Written by Andrew Seale
Over the course of Venture for Canada’s training camp at Queen’s University, Sumiya Abdirashid felt like she’d learned some empowering, new language.
“I was super green… a complete outsider to the whole startup ecosystem and to business as a whole,” says Abdirashid, who’d studied neuroscience at Carleton University. “The things people throw out (when talking about start-ups), the jargon: people are always talking about MVPs or ‘validating who your customer is’ – I didn't know how to talk about any of this stuff a few months ago.”
When you’re on the inside, it can be easy to take it for granted. But it’s the simple things that tend to create the barriers.
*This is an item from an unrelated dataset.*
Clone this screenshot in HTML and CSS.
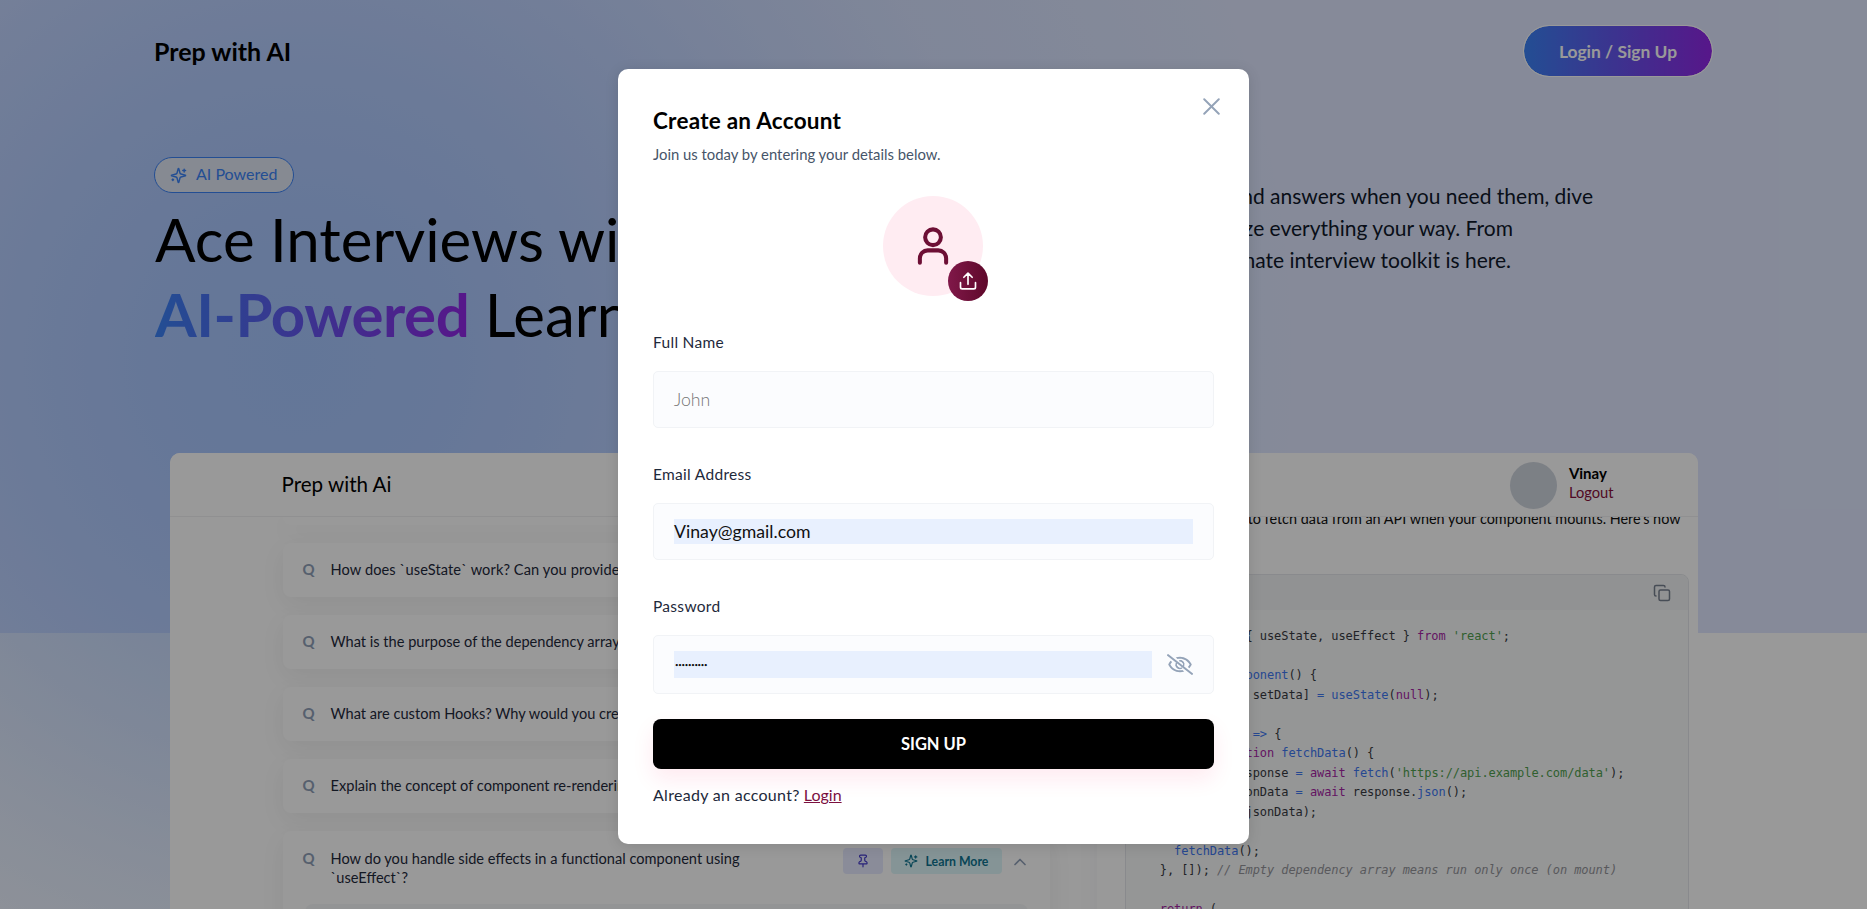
FILE: index.html
```html
<!DOCTYPE html>
<html lang="en">
<head>
<meta charset="utf-8">
<title>Prep with AI</title>
<link rel="stylesheet" href="styles.css">
</head>
<body>
<svg class="defs" aria-hidden="true">
  <symbol id="sparkles" viewBox="0 0 24 24"><path d="M9.937 15.5A2 2 0 0 0 8.5 14.063l-6.135-1.582a.5.5 0 0 1 0-.962L8.5 9.936A2 2 0 0 0 9.937 8.5l1.582-6.135a.5.5 0 0 1 .963 0L14.063 8.5A2 2 0 0 0 15.5 9.937l6.135 1.581a.5.5 0 0 1 0 .964L15.5 14.063a2 2 0 0 0-1.437 1.437l-1.582 6.135a.5.5 0 0 1-.963 0z M20 3v4M22 5h-4M4 17v2M5 18H3"/></symbol>
</svg>
<div class="page">
  <div class="hero-bg"></div>
  <div class="blob"></div>
  <main class="container">
    <header class="topbar">
      <div class="brand">Prep with AI</div>
      <button class="login-btn">Login / Sign Up</button>
    </header>
    <section class="hero">
      <div class="hero-left">
        <div class="pill"><svg class="icon"><use href="#sparkles"/></svg><span>AI Powered</span></div>
        <h1>Ace Interviews with<br><span class="grad">AI-Powered</span> Learning</h1>
      </div>
      <p class="hero-copy"><span class="c1">expand answers when you need them, dive</span><span class="c2">organize everything your way. From</span><span class="c3">ultimate interview toolkit is here.</span></p>
    </section>
    <section class="preview">
      <div class="pv-head">
        <span class="pv-brand">Prep with Ai</span>
        <div class="profile"><div class="avatar"></div><div class="who"><b>Vinay</b><em>Logout</em></div></div>
      </div>
      <div class="pv-body">
        <div class="questions">
          <article class="q stub"></article>
          <article class="q"><i>Q</i><p class="q1">How does `useState` work? Can you provide</p></article>
          <article class="q"><i>Q</i><p>What is the purpose of the dependency array</p></article>
          <article class="q"><i>Q</i><p>What are custom Hooks? Why would you create</p></article>
          <article class="q"><i>Q</i><p class="q4">Explain the concept of component re-rendering</p></article>
          <article class="q open"><i>Q</i><p>How do you handle side effects in a functional component using<br>`useEffect`?</p>
            <div class="tools">
              <span class="pin"><svg class="icon" viewBox="0 0 24 24"><path d="M12 17v5M9 10.76a2 2 0 0 1-1.11 1.79l-1.78.9A2 2 0 0 0 5 15.24V16a1 1 0 0 0 1 1h12a1 1 0 0 0 1-1v-.76a2 2 0 0 0-1.11-1.79l-1.78-.9A2 2 0 0 1 15 10.76V7a1 1 0 0 1 1-1 2 2 0 0 0 0-4H8a2 2 0 0 0 0 4 1 1 0 0 1 1 1z"/></svg></span>
              <span class="more"><svg class="icon"><use href="#sparkles"/></svg><span>Learn More</span></span>
              <svg class="icon chev" viewBox="0 0 24 24"><path d="m18 15-6-6-6 6"/></svg>
            </div>
            <div class="answer"></div>
          </article>
        </div>
        <div class="detail">
          <p class="detail-text">to fetch data from an API when your component mounts. Here's how</p>
          <div class="code">
            <div class="code-head"><svg class="icon" viewBox="0 0 24 24"><rect x="8" y="8" width="14" height="14" rx="2"/><path d="M4 16c-1.1 0-2-.9-2-2V4c0-1.100.9-2 2-2h10c1.100 0 2 .9 2 2"/></svg></div>
<pre><u>import</u> React, { useState, useEffect } <u>from</u> <s>'react'</s>;

<u>function</u> <b>MyComponent</b>() {
  <u>const</u> [data, setData] <b>=</b> <b>useState</b>(<u>null</u>);

  <b>useEffect</b>(() <b>=&gt;</b> {
    <u>async</u> <u>function</u> <b>fetchData</b>() {
      <u>const</u> response <b>=</b> <u>await</u> <b>fetch</b>(<s>'https://api.example.com/data'</s>);
      <u>const</u> jsonData <b>=</b> <u>await</u> response.<b>json</b>();
      <b>setData</b>(jsonData);
    }
    <b>fetchData</b>();
  }, []); <i>// Empty dependency array means run only once (on mount)</i>

  <u>return</u> (
</pre>
          </div>
        </div>
      </div>
    </section>
  </main>
</div>
<div class="overlay">
  <form class="modal">
    <svg class="icon close" viewBox="0 0 14 14"><path d="m1 1 6 6m0 0 6 6M7 7l6-6M7 7l-6 6"/></svg>
    <h2>Create an Account</h2>
    <p class="sub">Join us today by entering your details below.</p>
    <div class="photo">
      <svg class="icon user" viewBox="0 0 24 24"><circle cx="12" cy="7" r="4.500"/><path d="M4.500 21.500v-2.500a4.500 4.500 0 0 1 4.500-4.500h6a4.500 4.500 0 0 1 4.500 4.500v2.500"/></svg>
      <div class="upload"><svg class="icon" viewBox="0 0 24 24"><path d="M3 14v5.500a2 2 0 0 0 2 2h14a2 2 0 0 0 2-2V14M7 7.500l5-5 5 5M12 2.500V16"/></svg></div>
    </div>
    <label>Full Name</label>
    <div class="field"><span class="placeholder">John</span></div>
    <label>Email Address</label>
    <div class="field"><span class="value">Vinay@gmail.com</span></div>
    <label>Password</label>
    <div class="field pass"><span class="value dots">••••••••••</span><svg class="eye" viewBox="0 0 640 512"><path d="M634 471L36 3.510A16 16 0 0 0 13.510 6l-10 12.490A16 16 0 0 0 6 41l598 467.490a16 16 0 0 0 22.490-2.490l10-12.490A16 16 0 0 0 634 471zM296.790 146.470l134.790 105.380C429.360 191.910 380.480 144 320 144a112.260 112.260 0 0 0-23.210 2.470zm46.420 219.070L208.420 260.160C210.650 320.090 259.530 368 320 368a113 113 0 0 0 23.210-2.460zM320 112c98.650 0 189.090 55 237.930 144a285.530 285.530 0 0 1-44 60.200l37.740 29.500a333.700 333.700 0 0 0 52.900-75.110 32.350 32.350 0 0 0 0-29.190C550.290 135.590 442.930 64 320 64c-36.700 0-71.710 7-104.630 18.810l46.410 36.290c18.940-4.300 38.340-7.100 58.220-7.100zm0 288c-98.650 0-189.080-55-237.930-144a285.470 285.470 0 0 1 44.050-60.190l-37.740-29.500a333.600 333.600 0 0 0-52.890 75.100 32.350 32.350 0 0 0 0 29.190C89.720 376.410 197.080 448 320 448c36.700 0 71.710-7.050 104.630-18.810l-46.410-36.280C359.280 397.200 339.890 400 320 400z"/><path class="iris" d="M235 215a96 96 0 0 0 135 125M300 168a92 92 0 0 1 112 92c0 22-7 38-16 52"/></svg></div>
    <button class="signup" type="button">SIGN UP</button>
    <p class="foot"><span class="ask">Already an account?</span> <span class="login">Login</span></p>
  </form>
</div>
</body>
</html>
```
FILE: styles.css
```css
* { box-sizing: border-box; }
body { margin: 0; font-family: Lato, "Open Sans", sans-serif; overflow: hidden; background: #fff; }
h1, h2, p, pre { margin: 0; }
button { font: inherit; border: 0; }
.defs { position: absolute; width: 0; height: 0; }
.icon { fill: none; stroke: currentColor; stroke-width: 2; stroke-linecap: round; stroke-linejoin: round; flex: none; display: block; }
.page { position: relative; height: 909px; overflow: hidden; }
.hero-bg { position: absolute; inset: 0 0 auto; height: 633px; background: #dfe7ff; }
.blob { position: absolute; left: -700px; top: -640px; width: 2000px; height: 2000px; background: radial-gradient(closest-side, rgba(96,156,252,.45) 0, rgba(96,154,252,.42) 14%, rgba(96,152,252,.35) 29%, rgba(96,150,252,.27) 41%, rgba(96,150,252,.18) 53%, rgba(96,150,252,.08) 70%, rgba(96,150,252,0) 100%); }
.container { position: relative; width: 1559px; margin: 0 auto; padding-top: 25px; white-space: nowrap; }
.topbar { display: flex; justify-content: space-between; align-items: center; height: 52px; }
.brand { font-size: 25px; font-weight: 700; padding-bottom: 1px; }
.login-btn { width: 190px; height: 52px; border: 1px solid #fff; border-radius: 26px; color: #fff; font-size: 17.400px; font-weight: 700; background: linear-gradient(90deg, #3b82f6, #9126e6) padding-box, #fff border-box; }
.hero { display: flex; justify-content: space-between; height: 376px; padding-top: 80px; }
.pill { display: flex; align-items: center; gap: 9px; width: 140px; height: 36px; padding: 0 0 3px 15px; border: 1px solid #3b82f6; border-radius: 18px; background: #dfe6f4; color: #3b82f6; font-size: 16px; }
.pill .icon { width: 17px; height: 17px; position: relative; top: 2px; }
h1 { font-size: 60px; font-weight: 400; line-height: 75px; padding: 9px 0 0 1px; }
.grad { font-weight: 700; letter-spacing: -.45px; background: linear-gradient(90deg, #3b82f6, #9126e6); -webkit-background-clip: text; background-clip: text; color: transparent; }
.hero-copy { padding-top: 23px; width: 596px; font-size: 21px; line-height: 32px; color: #10182a; }
.hero-copy span { display: flex; justify-content: flex-end; }
.c1 { padding-right: 120px; }
.c2 { padding-right: 200px; }
.c3 { padding-right: 202px; }
.preview { width: 1528px; height: 600px; margin: 0 auto; border-radius: 10px; background: #fff; overflow: hidden; }
.pv-head { position: relative; z-index: 1; display: flex; justify-content: space-between; height: 64px; border-bottom: 1px solid #f0f0f2; padding: 0 84px 0 112px; align-items: center; background: #fff; }
.pv-brand { font-size: 20.600px; padding-bottom: 1px; }
.profile { display: flex; gap: 12px; align-items: center; font-size: 15px; line-height: 19px; padding-top: 1px; }
.who { padding-bottom: 5px; }
.avatar { width: 47px; height: 47px; border-radius: 50%; background: #cfd5de; }
.profile b, .profile em { display: block; font-style: normal; }
.profile em { color: #880f3c; font-size: 14.700px; }
.pv-body { display: flex; height: 536px; }
.questions { flex: none; width: 767px; margin-left: 113px; display: flex; flex-direction: column; gap: 18px; }
.q { display: flex; align-items: flex-start; flex: none; height: 54px; padding: 17px 20px; border-radius: 8px; background: #fff; box-shadow: 0 8px 26px rgba(0,0,0,.06); font-size: 14.600px; line-height: 19px; color: #1e293b; }
.q.stub { height: 8px; padding: 0; border-radius: 0 0 8px 8px; }
.q i { width: 27px; font-style: normal; font-weight: 700; font-size: 15px; color: #90a0b8; }
.q p { padding-left: 1px; }
.q1 { letter-spacing: .1px; }
.q.open { position: relative; height: 150px; padding-top: 18px; }
.tools { display: flex; align-items: center; margin-left: auto; gap: 8px; height: 26px; margin-top: -1px; font-size: 12px; }
.pin { display: grid; place-items: center; width: 40px; height: 26px; border-radius: 4px; background: #e6eaff; color: #4338ca; }
.pin .icon, .more .icon { width: 14px; height: 14px; }
.more { display: flex; align-items: center; gap: 8px; width: 111px; height: 26px; padding-left: 13px; border-radius: 4px; background: #def7fa; color: #0e7490; font-size: 12.300px; font-weight: 700; }
.chev { width: 20px; height: 20px; color: #90a0b8; margin: 2px 0 0; }
.answer { position: absolute; left: 22px; right: 22px; top: 73px; height: 60px; border-radius: 8px; background: #f6f7f9; }
.detail { position: relative; margin-left: 47px; padding-left: 28px; flex: 1; min-width: 0; background: #fff; box-shadow: 0 0 24px rgba(30,60,90,.04); }
.detail-text { font-size: 14.400px; line-height: 20px; margin-top: -8px; padding-right: 17px; display: flex; justify-content: flex-end; color: #111; }
.code { margin: 45px 9px 0 0; height: 500px; border: 1px solid #e4e7eb; border-radius: 8px; background: #f9fafb; overflow: hidden; }
.code-head { display: flex; align-items: center; justify-content: flex-end; height: 35px; padding-right: 17px; background: #f2f3f5; color: #77808f; }
.code-head .icon { width: 18px; height: 18px; }
pre { font: 12px/19.500px "DejaVu Sans Mono", monospace; letter-spacing: -.08px; padding: 17px 0 0 20px; color: #383a42; }
pre u, pre s, pre b { text-decoration: none; font-weight: 400; }
pre u { color: #a626a4; } pre s { color: #50a14f; } pre b { color: #4078f2; } pre i { color: #94959a; }
.overlay { position: absolute; inset: 0; z-index: 10; display: grid; place-items: center; background: rgba(0,0,0,.4); }
.modal { position: relative; width: 631px; height: 775px; margin-top: 4px; padding: 35px; border-radius: 10px; background: #fff; box-shadow: 0 2px 14px rgba(0,0,0,.12); color: #1e293b; white-space: nowrap; }
.close { position: absolute; right: 29px; top: 29px; width: 17px; height: 17px; color: #94a3b8; stroke-width: 1.600; }
h2 { color: #000; font-size: 22.500px; font-weight: 700; line-height: 34px; letter-spacing: .25px; }
.sub { font-size: 14.850px; line-height: 20px; margin-top: 6px; color: #475569; }
.photo { position: relative; left: -1px; display: grid; place-items: center; width: 100px; height: 100px; margin: 32px auto 0; border-radius: 50%; background: #ffecf2; color: #6d0f35; }
.user { width: 42px; height: 42px; stroke-width: 2.300; }
.upload { position: absolute; right: -5px; bottom: -5px; width: 40px; height: 40px; border-radius: 50%; display: grid; place-items: center; background: linear-gradient(90deg, #801849, #5e082a); color: #fff; }
.upload .icon { width: 20px; height: 20px; }
label { display: block; font-size: 15.500px; letter-spacing: .3px; line-height: 22px; margin-top: 35px; }
.field { display: flex; align-items: center; gap: 15px; height: 57px; margin: 18px 0 0; padding: 0 20px; border: 1px solid #f1f3f6; border-radius: 5px; background: #fbfcfe; font-size: 17.700px; }
.field.pass { height: 59px; }
.placeholder { color: #757575; font-weight: 300; }
.value { flex: 1; line-height: 25px; background: #e8f0fe; color: #111; }
.dots { height: 27px; line-height: 27px; font-size: 6px; letter-spacing: -.25px; padding-left: 1px; }
.eye { flex: none; width: 26px; height: 21px; fill: #94a3b8; }
.iris { fill: none; stroke: #94a3b8; stroke-width: 34; }
.signup { display: block; width: 100%; height: 50px; margin-top: 25px; border-radius: 8px; background: #000; color: #fff; font-size: 16.500px; font-weight: 700; box-shadow: 0 10px 22px rgba(255,20,90,.09); }
.foot { font-size: 16px; line-height: 22px; margin-top: 15px; }
.ask { letter-spacing: .3px; }
.login { color: #7b103f; text-decoration: underline; }
```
For Abdirashid, understanding how to talk about startups was critical to delving into that world and that education began when she stumbled on Venture for Canada, a not-for-profit that recruits, trains and supports recent graduates to work at startups.
At the time she was grappling with a growing disconnect between her studies and her passion; extracurriculars like growing the neuroscience society as vice president and facilitating mentors and training through the university’s Science Student Success Centre.
“Towards the end of university, I think everyone looks back on their experience and is trying to figure out what they want to do going forward,” she says. “A lot of those things (I enjoyed) were things I did outside of the classroom.”
When she came across Venture for Canada through an email sent out by Carleton, “things just kind of clicked.” She applied and although she was certain it was a long-shot, she made it into the program. “It's honestly been one of the best decisions I've made – I've been connected to so many people like me who instantly were on the same page.”
During one of Venture for Canada’s pitch days, where Abdirashid and the fellows could pitch themselves in 60-seconds to prospective employers at startups, she met the general manager at Lighthouse Labs which runs coding bootcamps. She researched the company and realized it embodied all the things she loved about her experience at university.
They hoed her and she started as admissions manager, moving on to the education manager role.
“This is an even more perfect fit… I'm doing a lot of the things I'd previously done: overseeing student progress and success, working with our teachers, part-time teacher’s assistants and mentors,” says Abdirashid. “It really is the dream I never even knew I had.”
In a lot of ways, she feels it’s a sort of language barrier that keeps a lot of young people like herself from pursuing careers in business or working at startups. Venture for Canada helped her break that barrier.
“There's a bit of a stigma attached to business where people kind of fear it, you have to be someone who's wearing a suit and went to business school and has all this knowledge and information… I think people are intimidated and don't really pursue it,” she says. But business is about leadership and and serving your community. “Changing my own language and the way I defined what going into business really is, helped me realize this fits in with all the things I've done and all the things I'm interested in doing.”